This. I'd add that your players also could make your life easier if they told you in advance which plot hooks they intended to follow. That lets you focus your limited prep time on what the players actually want to do for the next session or two. You can put off developing the rest until such a time as the players get around to pursuing them.
Yes, yes indeed. I tend to ask my players what they want to do next as early as when they're packing up after a session, and harass them again so I have a general idea of what their next plan well before I have to start planning the next evening's session. If they request more information to make an informed choice, I try to give them a paragraph or two over email, hopefully seeded with enough intriguing emphasis that yes, this is an interesting plot hook, that they bite fully.

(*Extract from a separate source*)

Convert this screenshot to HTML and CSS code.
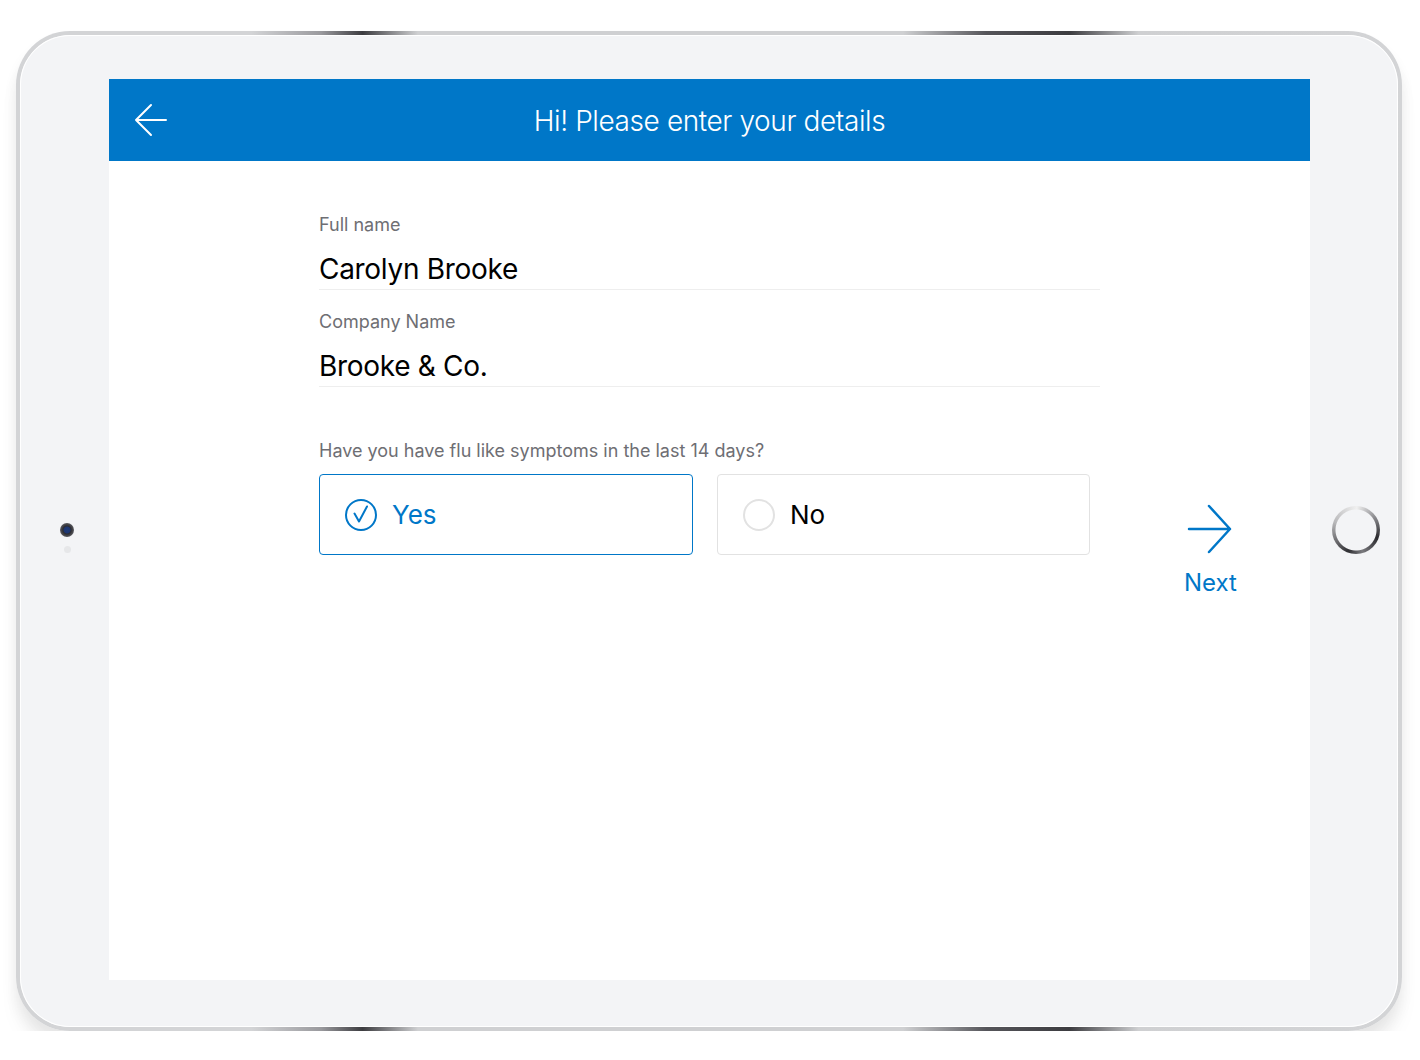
FILE: index.html
```html
<!DOCTYPE html>
<html>
<head>
    <title>Visitor Sign In - Details</title>
    <link rel="stylesheet" href="styles.css">
</head>
<body>
    <div class="device">
        <div class="bezel">
            <div class="side side-left">
                <div class="camera"></div>
                <div class="sensor"></div>
            </div>

            <div class="screen">
                <div class="app-bar">
                    <button class="back-button" type="button">
                        <svg width="34" height="34" viewBox="0 0 34 34">
                            <path d="M3 17 H33 M18 2 L3 17 L18 32" fill="none" stroke="#fff" stroke-width="2" stroke-linecap="round" stroke-linejoin="round"/>
                        </svg>
                    </button>
                    <h1 class="title">Hi! Please enter your details</h1>
                </div>

                <div class="content">
                    <form class="details-form">
                        <div class="field">
                            <label class="field-label">Full name</label>
                            <div class="field-value">Carolyn Brooke</div>
                        </div>
                        <div class="field">
                            <label class="field-label">Company Name</label>
                            <div class="field-value">Brooke &amp; Co.</div>
                        </div>

                        <div class="question">Have you have flu like symptoms in the last 14 days?</div>
                        <div class="question-row">
                            <div class="choices">
                                <div class="choice choice-selected">
                                    <svg width="34" height="34" viewBox="0 0 34 34">
                                        <circle cx="17" cy="17" r="15" fill="none" stroke="#0077c8" stroke-width="2"/>
                                        <path d="M10.5 15.5 L15 23.5 L23 8.5" fill="none" stroke="#0077c8" stroke-width="2" stroke-linecap="round" stroke-linejoin="round"/>
                                    </svg>
                                    <span>Yes</span>
                                </div>
                                <div class="choice">
                                    <svg width="34" height="34" viewBox="0 0 34 34">
                                        <circle cx="17" cy="17" r="15" fill="none" stroke="#e2e2e2" stroke-width="2"/>
                                    </svg>
                                    <span>No</span>
                                </div>
                            </div>
                            <button class="next-button" type="button">
                                <svg width="46" height="50" viewBox="0 0 46 50">
                                    <path d="M2 25 H43 M22 2 L43 25 L22 48" fill="none" stroke="#0077c8" stroke-width="2.5" stroke-linecap="round" stroke-linejoin="round"/>
                                </svg>
                                <span>Next</span>
                            </button>
                        </div>
                    </form>
                </div>
            </div>

            <div class="side side-right">
                <div class="home-button"></div>
            </div>
        </div>
    </div>
</body>
</html>
```
FILE: styles.css
```css
body {
    margin: 0;
    padding: 31px 18px 0 16px;
    background-color: white;
    font-family: Inter, "Noto Sans", sans-serif;
    overflow: hidden;
}

.device {
    width: 1386px;
    height: 1000px;
    box-sizing: border-box;
    padding: 4px;
    border-radius: 54px;
    background: linear-gradient(90deg, #d3d4d6 0%, #d3d4d6 17%, #9a9a9e 22%, #3c3c40 25%, #cfd0d2 29%, #cfd0d2 64%, #55555a 70%, #3c3c40 76%, #cfd0d2 81%, #d3d4d6 100%);
    box-shadow: 0 10px 14px rgba(0, 0, 0, 0.07), 0 22px 20px rgba(0, 0, 0, 0.04);
}

.bezel {
    display: flex;
    height: 100%;
    box-sizing: border-box;
    padding: 44px 0 47px 0;
    border-radius: 50px;
    background-color: #f3f4f6;
    box-shadow: inset 0 0 0 1px #ffffff;
}

.side {
    display: flex;
    flex-direction: column;
    align-items: center;
    justify-content: center;
}

.side-left {
    width: 89px;
    padding: 17px 0 0 5px;
    box-sizing: border-box;
}

.side-right {
    width: 88px;
    padding-left: 4px;
    box-sizing: border-box;
}

.camera {
    width: 14px;
    height: 14px;
    border-radius: 50%;
    background: radial-gradient(circle, #1d3a78 0, #1d3570 3px, #2c2c30 4px, #5a5a60 7px);
}

.sensor {
    width: 7px;
    height: 7px;
    margin-top: 9px;
    border-radius: 50%;
    background-color: #e6e7e9;
}

.home-button {
    width: 48px;
    height: 48px;
    border-radius: 50%;
    background: radial-gradient(circle, #f3f4f6 20px, transparent 21px),
                conic-gradient(from 200deg, #2f2f33, #b8b8ba 25%, #f0f0f0 45%, #8a8a8e 60%, #2a2a2e 75%, #7a7a7e 90%, #2f2f33);
}

.screen {
    width: 1201px;
    display: flex;
    flex-direction: column;
    background-color: white;
}

.app-bar {
    position: relative;
    height: 82px;
    box-sizing: border-box;
    padding-top: 2px;
    background-color: #0077c8;
    display: flex;
    align-items: center;
    justify-content: center;
}

.back-button {
    position: absolute;
    left: 24px;
    top: 24px;
    padding: 0;
    border: none;
    background: none;
    cursor: pointer;
}

.back-button svg {
    display: block;
}

.title {
    margin: 0;
    color: white;
    font-size: 28px;
    font-weight: 300;
    letter-spacing: -0.4px;
}

.content {
    padding: 53px 0 0 210px;
}

.details-form {
    width: 781px;
}

.field {
    margin-bottom: 21px;
    border-bottom: 1px solid #eeeeee;
}

.field-label {
    display: block;
    font-size: 18px;
    line-height: 22px;
    color: #6e6e73;
}

.field-value {
    margin-top: 15px;
    padding-bottom: 2px;
    font-size: 28px;
    line-height: 36px;
    color: #000000;
    letter-spacing: -0.3px;
}

.question {
    margin-top: 53px;
    font-size: 18px;
    line-height: 22px;
    color: #6e6e73;
}

.question-row {
    display: flex;
    margin-top: 12px;
    width: 1000px;
}

.choices {
    display: flex;
    gap: 24px;
}

.choice {
    display: flex;
    align-items: center;
    gap: 14px;
    width: 373px;
    height: 81px;
    box-sizing: border-box;
    padding-left: 24px;
    border: 1px solid #e2e2e2;
    border-radius: 4px;
    font-size: 26px;
    color: #000000;
}

.choice svg {
    display: block;
}

.choice-selected {
    width: 374px;
    border-color: #0077c8;
    color: #0077c8;
}

.next-button {
    display: flex;
    flex-direction: column;
    align-items: center;
    margin: 30px 0 0 94px;
    padding: 0;
    border: none;
    background: none;
    cursor: pointer;
    color: #0077c8;
    font-family: Inter, "Noto Sans", sans-serif;
    font-size: 24px;
}

.next-button svg {
    display: block;
    margin-bottom: 14px;
}
```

As for specific tricks to mid-level plots apart from "carefully tail player motivations..." Mostly I tend to start exploring possible connections between smaller plots, or hooks the players pick up on. For instance, I knew for one game that recently I wanted to have a troublesome bandit problem, and I wanted to have an agriculture-goddess temple taken over by plague-priests. The "mid-plot" came about when I started trying to figure out how to link the two. Before long, I put together something about a land-grab in which the bandits were paid to harass this one estate, and the "backup plan" was to hire the plague-priests to blight the land (temporarily, of course). Of course, plague magic is a little more dramatic than a blatant land grab. So the person who wanted the land was clearly more of a patsy in the grand scheme of things, and his realization of that might lead to some interesting desperate moves on his part, and stir up more activity from the pestilence-cult... and after a bit of musing, bam, there I had something to tie together several weeks of adventure.

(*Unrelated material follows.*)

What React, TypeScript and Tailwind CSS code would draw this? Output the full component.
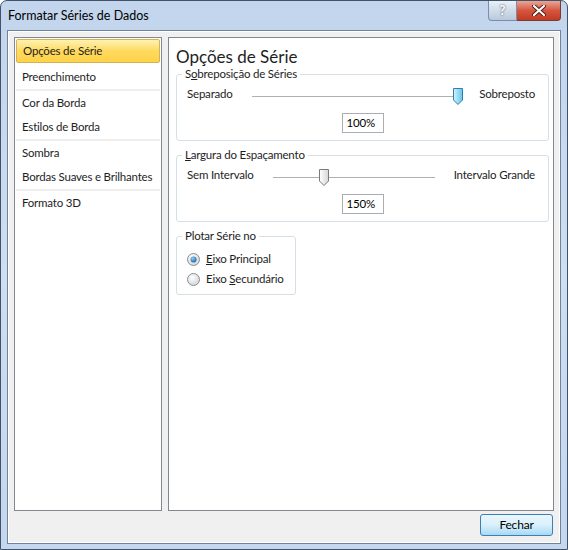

They don't just have to be adventures, mind. I tend to keep a small book in which I jot down any idea that occurs to me as befitting a given theme. So, for instance, I might jot down "succubus imprisoned in a mirror," and then later decide I want to tie that in somehow. The structured challenge of using a "secret ingredient," Iron DM-style, will sometimes provide interesting ideas for ties between otherwise unrelated things. Of course, it helps to have a long list of ingredients so you can find something that works. But that's why I keep the book around at all times, so I can grow those lists at any point.